Back in the kitchen, my mom would be preparing the clams, which always need to be thoroughly scrubbed. And she’d take a few of them to make the clam broth in which you “clean” the steamers again at the table. And then there was the melted butter in little cups, which I remember carrying out precariously on trays to the lawn, if we were lucky, or the covered porch if it was a rainy day. She’d have already shopped, too, for the day’s fixings: the onions, potatoes, eggs, and corn that we piled on top of the fire to accompany the lobsters and clams.
A clambake is something that must be assembled with careful abandon. My dad always orchestrated the construction. First, the fire was built, the bed of seaweed laid. Then the potatoes and onions (still in the peels) were nestled into the seaweed, topped by corn, the mesh bags of clams, and eggs, still snug in the paper carton. Then, the lobsters, live but lethargic from sitting out of water for several hours in paper bags. We’d cover it all with more seaweed, and make an oven out of tinfoil, which was then weighted by an old rug. An hour and a half later, the pile of steaming food would be uncovered, ushered onto trays, and delivered to the table.
The feasts somehow always inspired copious amounts of laughter — cracking juice-filled lobsters in close proximity is generally good for a few laughs — and good story-telling. To get a word in you had to speak loudly and quickly, and you’d probably still be interrupted. Wine was poured, rolls passed, instructions given to lobster novices, and homemade blueberry pie — always blueberry pie — topped it off in the end. Friends, no matter how new, were treated as family, and many of them have since become honorary members.
The taste of the food is something I can conjure easily in my mind, even in the dead of a Maine winter. It tastes like the essence of Maine, smoky and salty, and like summer, too, pungent and fresh.
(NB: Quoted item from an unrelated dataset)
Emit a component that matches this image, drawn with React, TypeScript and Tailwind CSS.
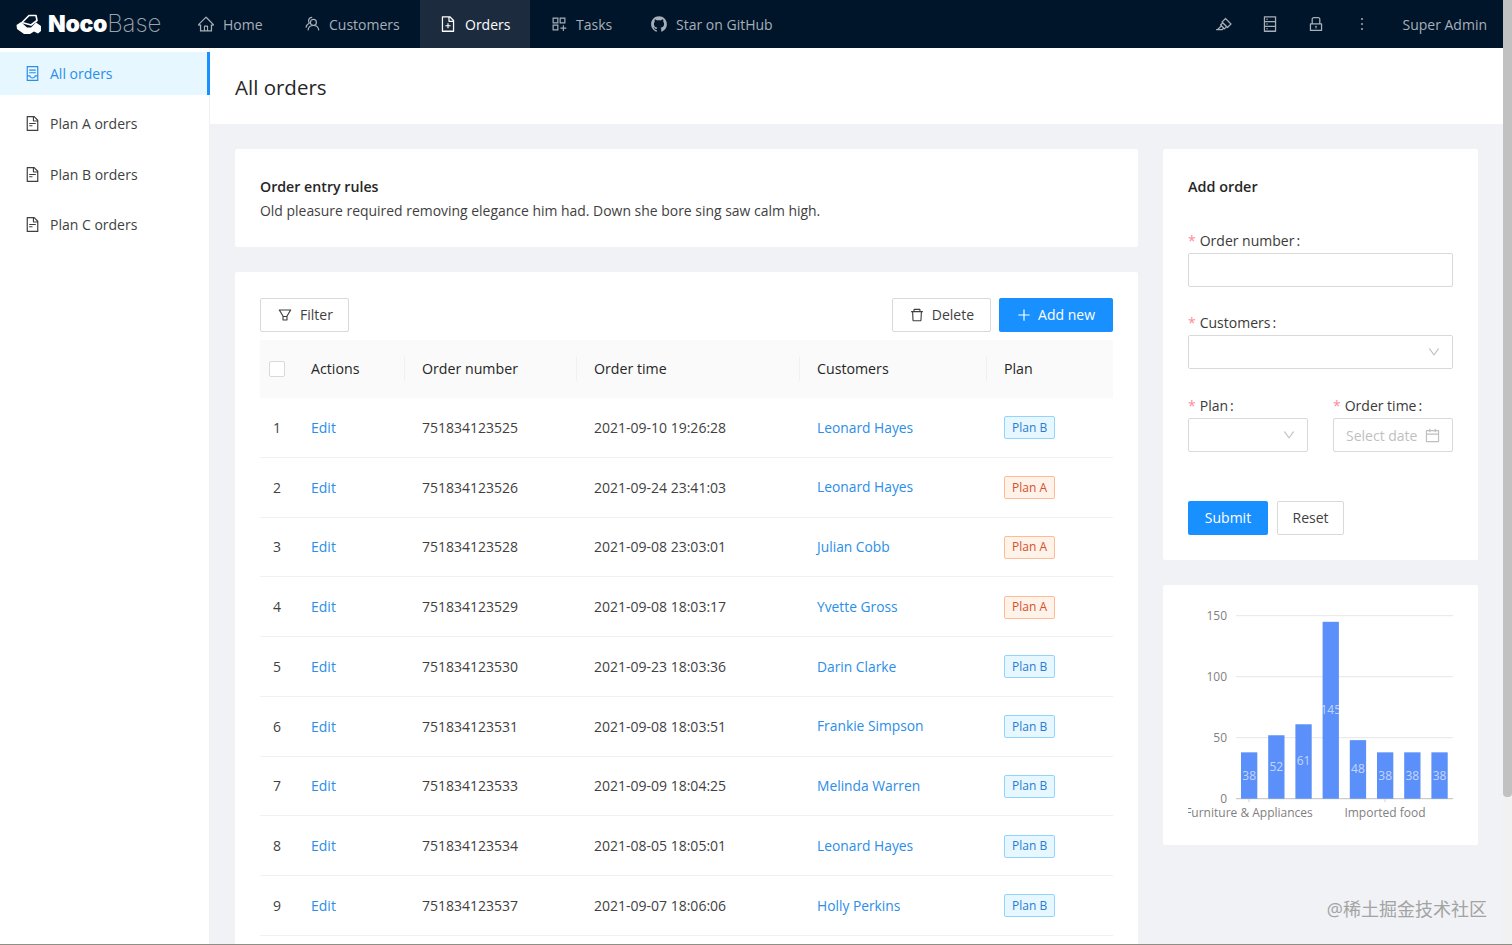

Last week we had just such a feast. But it was also a family first. We took our classic clambake and transported it to another family tradition: visiting Popham Beach. In celebration of my mother’s birthday, we rented a house just down the beach from Percy’s Store. On Saturday, our family gathered at the house. As we lit the fire, my brother had an impromptu idea: to move the picnic tables in the lawn down the path and onto the beach. So we did. The table was set and all was as it should have been: the seaweed (which my dad returned to Cousins Island to collect, ironically), the lobster, the clams, the corn (which has truly never tasted better), even the familiar faces — everything was in its place. And amidst the boats and waves, with the Georgetown cottages reflecting the setting sun, we ate, toes in the sand, laughing.